Quant aux « ratés », le mot est bien faible eu égard à la désastreuse image qu’en donne M. Ghosn, pour les raisons que je vous ai évoquées. Certes, Renault se porte mieux financièrement que PSA, mais est-ce suffisant pour en faire l’apologie ainsi que vous le faites ? Vous semblez ignorer, ou pire oublier, qu’il n’est que l’héritier des orientations de son prédécesseur.
Plongés au cœur de l’entreprise, la plupart de mes collègues, notamment dans l’ingénierie, sont totalement désappointés, démotivés par cette politique dont ils comprennent qu’elle risque bien d’être fatale à la fois pour eux, en premier lieu, et pour l’entreprise Renault proprement dite – donc pas le groupe. Je vous invite à faire un vrai travail de journaliste d’investigation en allant de site en site recueillir les sentiments de mes collègues, que ce soit des usines françaises ou de l’ingénierie. Peut-être alors, votre regard changera un peu de direction et donnera un sens plus véridique à votre propos.

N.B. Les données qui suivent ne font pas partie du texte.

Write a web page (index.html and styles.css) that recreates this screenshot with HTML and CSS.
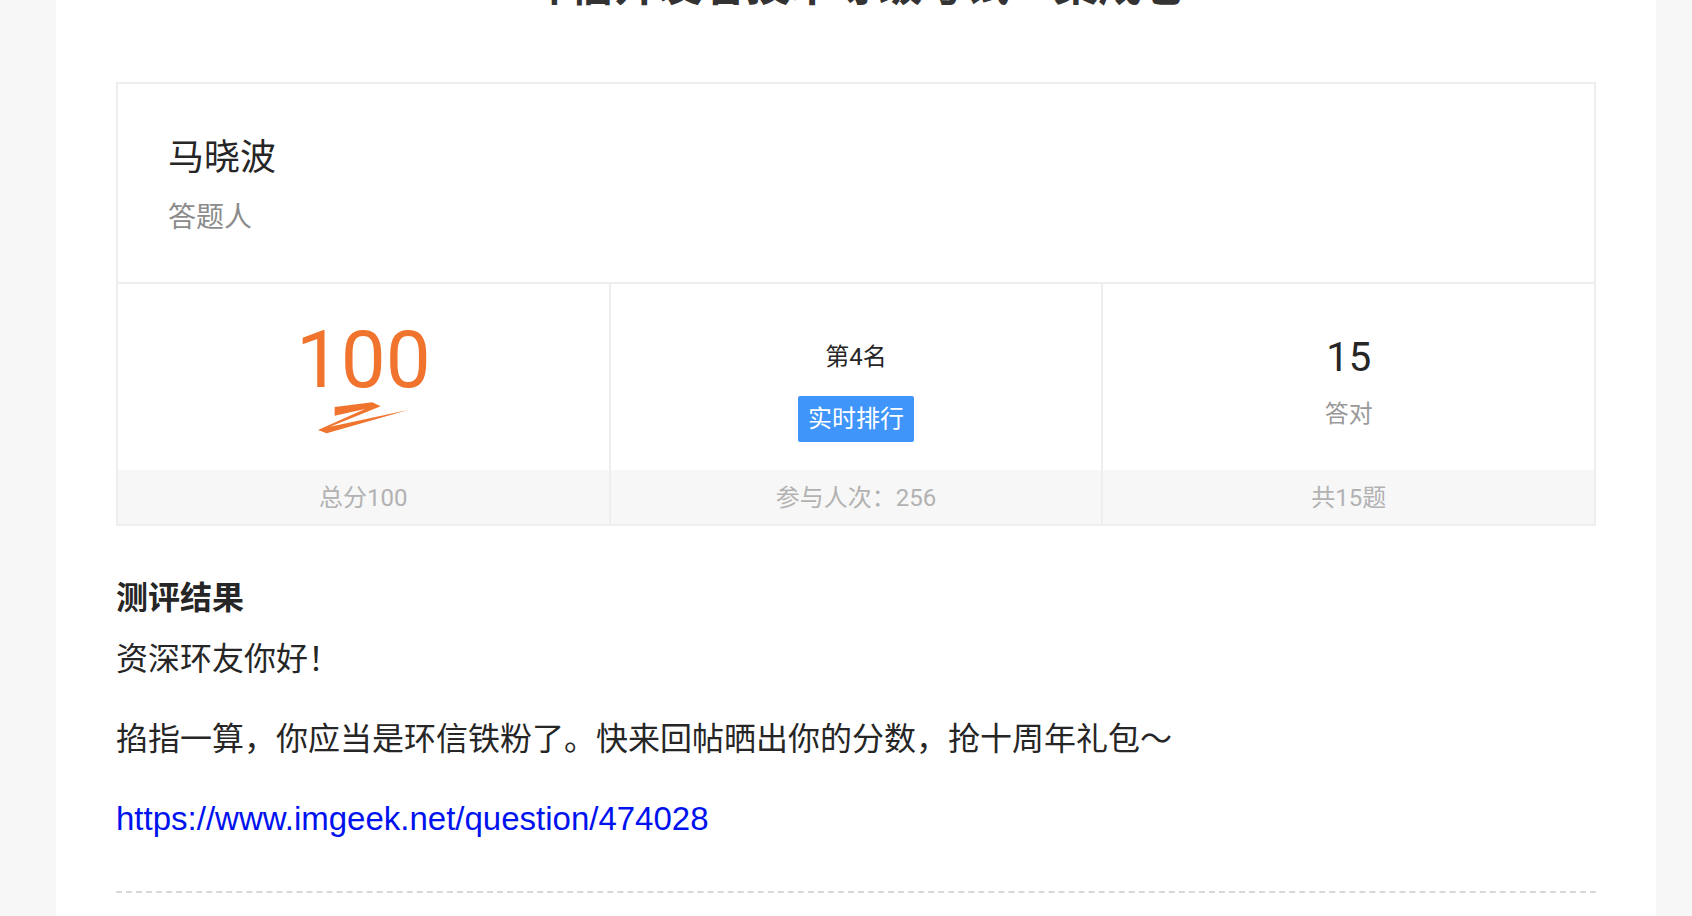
FILE: index.html
```html
<!DOCTYPE html>
<html lang="zh-CN">
<head>
  <meta charset="UTF-8">
  <meta name="viewport" content="width=device-width, initial-scale=1">
  <title>测评结果</title>
  <link rel="stylesheet" href="styles.css">
</head>
<body>

  <main class="page">
    <h1 class="title">环信开发者技术等级考试—集成卷</h1>

    <section class="card">
      <div class="user">
        <p class="user-name">马晓波</p>
        <p class="user-role">答题人</p>
      </div>

      <div class="stats">
        <div class="stat">
          <div class="stat-body stat-score">
            <span class="score">100</span>
            <svg class="underline" viewBox="0 0 270 99" aria-hidden="true">
              <path d="M50 18L163 4L188 16L36 77L270 27L26 97L0 87L141 24L50 44Z"/>
            </svg>
          </div>
          <div class="stat-foot">总分100</div>
        </div>
        <div class="stat">
          <div class="stat-body">
            <span class="rank">第4名</span>
            <button class="btn-rank" type="button">实时排行</button>
          </div>
          <div class="stat-foot">参与人次：256</div>
        </div>
        <div class="stat">
          <div class="stat-body">
            <span class="count">15</span>
            <span class="label">答对</span>
          </div>
          <div class="stat-foot">共15题</div>
        </div>
      </div>
    </section>

    <section class="result">
      <h2>测评结果</h2>
      <p>资深环友你好！</p>
      <p>掐指一算，你应当是环信铁粉了。快来回帖晒出你的分数，抢十周年礼包～</p>
      <p><a href="https://www.imgeek.net/question/474028">https://www.imgeek.net/question/474028</a></p>
    </section>
  </main>

</body>
</html>
```

FILE: styles.css
```css
* {
  box-sizing: border-box;
}

body {
  margin: 0;
  background: #f7f7f7;
  color: #262626;
  font-family: "Liberation Sans", "Noto Sans CJK SC", sans-serif;
}

h1, h2, p {
  margin: 0;
}

.page {
  display: flex;
  flex-direction: column;
  min-height: 100vh;
  margin: 0 36px 0 56px;
  padding: 0 60px;
  background: #fff;
}

.title {
  margin: -44px 0 66px;
  font-size: 44px;
  line-height: 60px;
  text-align: center;
  color: #333;
}

.card {
  border: 2px solid #eee;
}

.user {
  padding: 50px 50px 44px;
  border-bottom: 2px solid #eee;
}

.user-name {
  font-size: 36px;
  line-height: 48px;
}

.user-role {
  margin-top: 16px;
  font-size: 28px;
  line-height: 40px;
  color: #8c8c8c;
}

.stats {
  display: grid;
  grid-template-columns: repeat(3, 1fr);
  gap: 2px;
  background: #eee;
  font-family: Roboto, "Noto Sans CJK SC", sans-serif;
  font-size: 24px;
  line-height: 32px;
}

.stat-body {
  display: flex;
  flex-direction: column;
  align-items: center;
  gap: 24px;
  min-height: 186px;
  padding-top: 58px;
  background: #fff;
}

.stat-score {
  gap: 1px;
  padding-top: 36px;
}

.score {
  font-size: 80px;
  line-height: 80px;
  color: #f0742d;
}

.underline {
  width: 90px;
  height: 33px;
  fill: #f0742d;
}

.rank {
  line-height: 30px;
}

.btn-rank {
  padding: 1px 10px 0;
  border: none;
  border-radius: 2px;
  background: #4095fa;
  color: #fff;
  font: inherit;
  line-height: 45px;
  cursor: pointer;
}

.count {
  font-size: 40px;
}

.label {
  color: #999;
}

.stat-foot {
  padding-top: 2px;
  background: #f7f7f7;
  color: #b2b2b2;
  line-height: 52px;
  text-align: center;
}

.result {
  margin-top: 48px;
  padding-bottom: 48px;
  border-bottom: 2px dashed #d8d8d8;
  font-size: 32px;
  line-height: 48px;
}

.result h2 {
  margin-bottom: 13px;
  font-size: 32px;
}

.result p + p {
  margin-top: 32px;
}

.result a {
  color: #0012ee;
  font-size: 33px;
  text-decoration: none;
}
```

Je dis cela sans vouloir vous donner une leçon, je sais que la formule est brutale et je vous prie de m’en excuser par avance. Mais la réalité des femmes et des hommes qui « font » Renault en France est également brutale et mérite qu’elle ne soit pas tue et ignorée. D’ailleurs, cette réalité risque bien de devenir de plus en plus insupportable…
Bien à vous
Serco Aghian
Remarque : bien sûr, le cas Renault n’est pas isolé, bien d’autres entreprises d’envergure similaire fonctionnent ainsi, il suffit de faire le bilan des suicidés du travail pour en avoir un aperçu…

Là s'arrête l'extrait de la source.